Quizás con esta película se hayan conseguido reunir todos los elementos que mejor identifican el cliché del cine argentino: los problemas emocionales, el psicoanálisis y el sexo. Es por eso que este tridente transforma a la perfección a Dos más dos en el entretenimiento perfecto para señoras que han dejado a sus maridos en casa para disfrutar de algo cultural y echar unas risotadas.
Lamentablemente, poco hay que exaltar de esta película, únicamente la labor de Adrián Suar como el personaje excéntrico que más sentido común tiene que aportar a la trama. Y es que, lo que tal vez sea más incomprensible de todo esto, es el viaje que sufren los personajes durante el metraje, dónde Adrián y Emilia, deciden intercambiar parejas, bajo el consejo de Richard y Betina, prometiendo lo que podría ser un crecimiento de los personajes protagonistas, para quedarse ambos totalmente estancados en su crecimiento como tales.

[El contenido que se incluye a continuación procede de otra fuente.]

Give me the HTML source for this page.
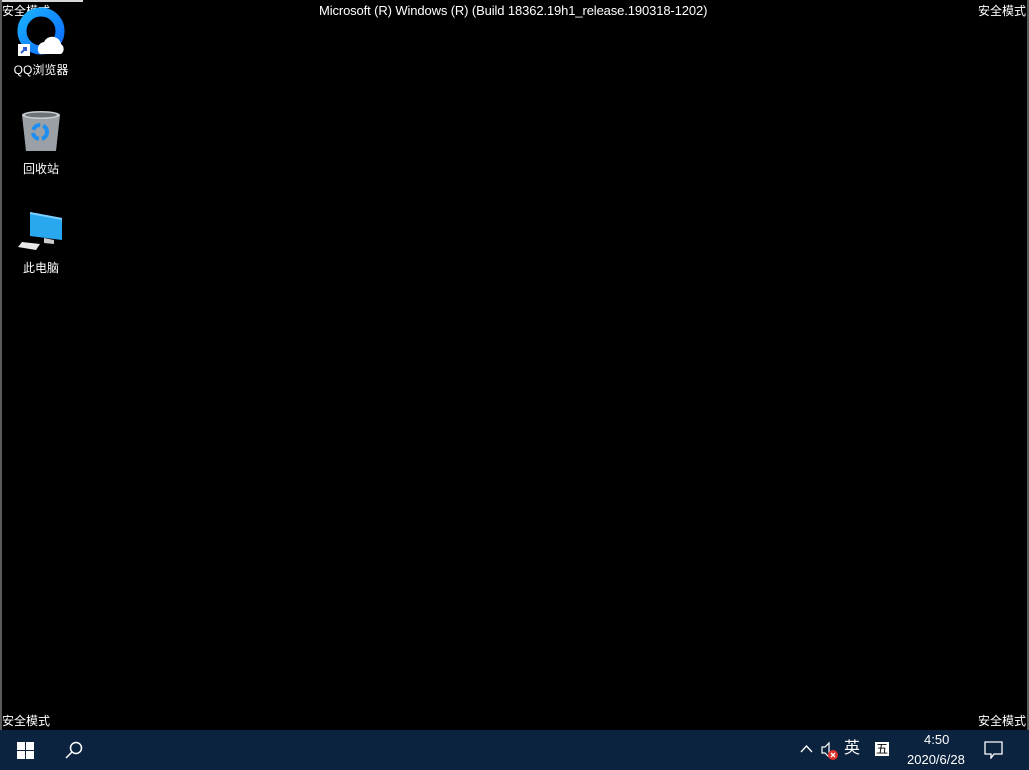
<!DOCTYPE html>
<html><head><meta charset="utf-8"><style>
body{margin:0;width:1029px;height:770px;background:#000;position:relative;overflow:hidden;font-family:"Liberation Sans","Noto Sans CJK SC",sans-serif;color:#fff}
.t{position:absolute;font-size:12px;line-height:14px;white-space:nowrap}
.lbl{position:absolute;font-size:12px;text-align:center;width:80px;text-shadow:1px 1px 1px #000}
.tb{position:absolute;left:0;top:730px;width:1029px;height:40px;background:#0c2340}
</style></head><body>
<div style="position:absolute;left:0;top:0;width:83px;height:2px;background:#d8d8d8"></div>
<div style="position:absolute;left:0;top:0;width:2px;height:730px;background:#5a5a5a"></div>
<div style="position:absolute;left:1027px;top:0;width:2px;height:770px;background:#5a5a5a"></div>
<div class="t" style="left:2px;top:4px">安全模式</div>
<div class="t" style="left:319px;top:4px;font-size:13px;letter-spacing:-0.12px">Microsoft (R) Windows (R) (Build 18362.19h1_release.190318-1202)</div>
<div class="t" style="left:978px;top:4px">安全模式</div>
<div class="t" style="left:2px;top:714px">安全模式</div>
<div class="t" style="left:978px;top:714px">安全模式</div>

<svg style="position:absolute;left:16px;top:6px" width="52" height="52" viewBox="0 0 52 52">
<defs><linearGradient id="g" x1="0" y1="0" x2="1" y2="1"><stop offset="0" stop-color="#1ab0ff"/><stop offset="1" stop-color="#0a6cff"/></linearGradient></defs>
<circle cx="25" cy="25" r="19" fill="none" stroke="url(#g)" stroke-width="9"/>
<path d="M24 48 a7 7 0 0 1 4 -12 a9 9 0 0 1 17 2 a6 6 0 0 1 0 10 z" fill="#fff"/>
<rect x="2" y="38" width="12" height="12" fill="#fff"/><path d="M5 47 L10 42 M7 42 H10 V45" stroke="#2b5cd0" stroke-width="2" fill="none"/>
</svg>
<div class="lbl" style="left:1px;top:61px">QQ浏览器</div>

<svg style="position:absolute;left:20px;top:109px" width="42" height="44" viewBox="0 0 42 44">
<path d="M2 6 L40 6 L36 42 L6 42 Z" fill="#9aa0a6"/><ellipse cx="21" cy="6" rx="19" ry="4" fill="#c8ccd0"/>
<ellipse cx="21" cy="6" rx="16" ry="2.5" fill="#6d7277"/>
<circle cx="20" cy="23" r="7" fill="none" stroke="#1e8ff0" stroke-width="4" stroke-dasharray="9 3"/>
</svg>
<div class="lbl" style="left:1px;top:160px">回收站</div>

<svg style="position:absolute;left:18px;top:210px" width="46" height="42" viewBox="0 0 46 42">
<path d="M12 2 L44 8 L44 30 L12 26 Z" fill="#29a8f0"/><path d="M12 2 L44 8 L44 10 L12 4Z" fill="#7fd0ff"/>
<path d="M26 28 L36 30 L36 34 L26 33Z" fill="#ccc"/>
<path d="M4 32 L22 34 L18 40 L0 37Z" fill="#e8e8e8"/>
</svg>
<div class="lbl" style="left:1px;top:259px">此电脑</div>

<div class="tb">
<svg style="position:absolute;left:17px;top:12px" width="17" height="17" viewBox="0 0 17 17" fill="#fff"><rect x="0" y="0" width="8" height="8"/><rect x="9" y="0" width="8" height="8"/><rect x="0" y="9" width="8" height="8"/><rect x="9" y="9" width="8" height="8"/></svg>
<svg style="position:absolute;left:65px;top:11px" width="18" height="18" viewBox="0 0 18 18" fill="none" stroke="#fff" stroke-width="1.5"><circle cx="11" cy="7" r="5.5"/><path d="M7 11 L1 17"/></svg>
<svg style="position:absolute;left:800px;top:14px" width="13" height="10" viewBox="0 0 13 10" fill="none" stroke="#fff" stroke-width="1.3"><path d="M1 8 L6.5 2 L12 8"/></svg>
<svg style="position:absolute;left:821px;top:11px" width="20" height="20" viewBox="0 0 20 20"><path d="M1 6 H4 L8 2 V16 L4 12 H1Z" fill="none" stroke="#fff" stroke-width="1.2"/><circle cx="12" cy="14" r="5" fill="#e0302a"/><path d="M10 12 L14 16 M14 12 L10 16" stroke="#fff" stroke-width="1.3"/></svg>
<div class="t" style="left:844px;top:10px;font-size:16px;line-height:18px">英</div>
<div style="position:absolute;left:875px;top:12px;width:14px;height:14px;background:#fff;color:#000;font-size:12px;line-height:14px;text-align:center">五</div>
<div class="t" style="left:924px;top:3px;font-size:13px">4:50</div>
<div class="t" style="left:907px;top:23px;font-size:13px">2020/6/28</div>
<svg style="position:absolute;left:984px;top:11px" width="19" height="18" viewBox="0 0 19 18" fill="none" stroke="#fff" stroke-width="1.3"><path d="M1 1 H18 V13 H10 L7 17 V13 H1Z"/></svg>
</div>
</body></html>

Por eso precisamente nos encontramos ante una película vacía y carente de sentido frente a la premisa que presenta en primera instancia. Eso sin mencionar el continúo gusto de su director, Diego Kaplan, en hacer un encadenado tras otro como si detrás de cada situación cayera el telón una y otra vez, alguien debería explicarle el uso de tal herramienta de transición cinematográfica y que dejara de usarla ipso facto.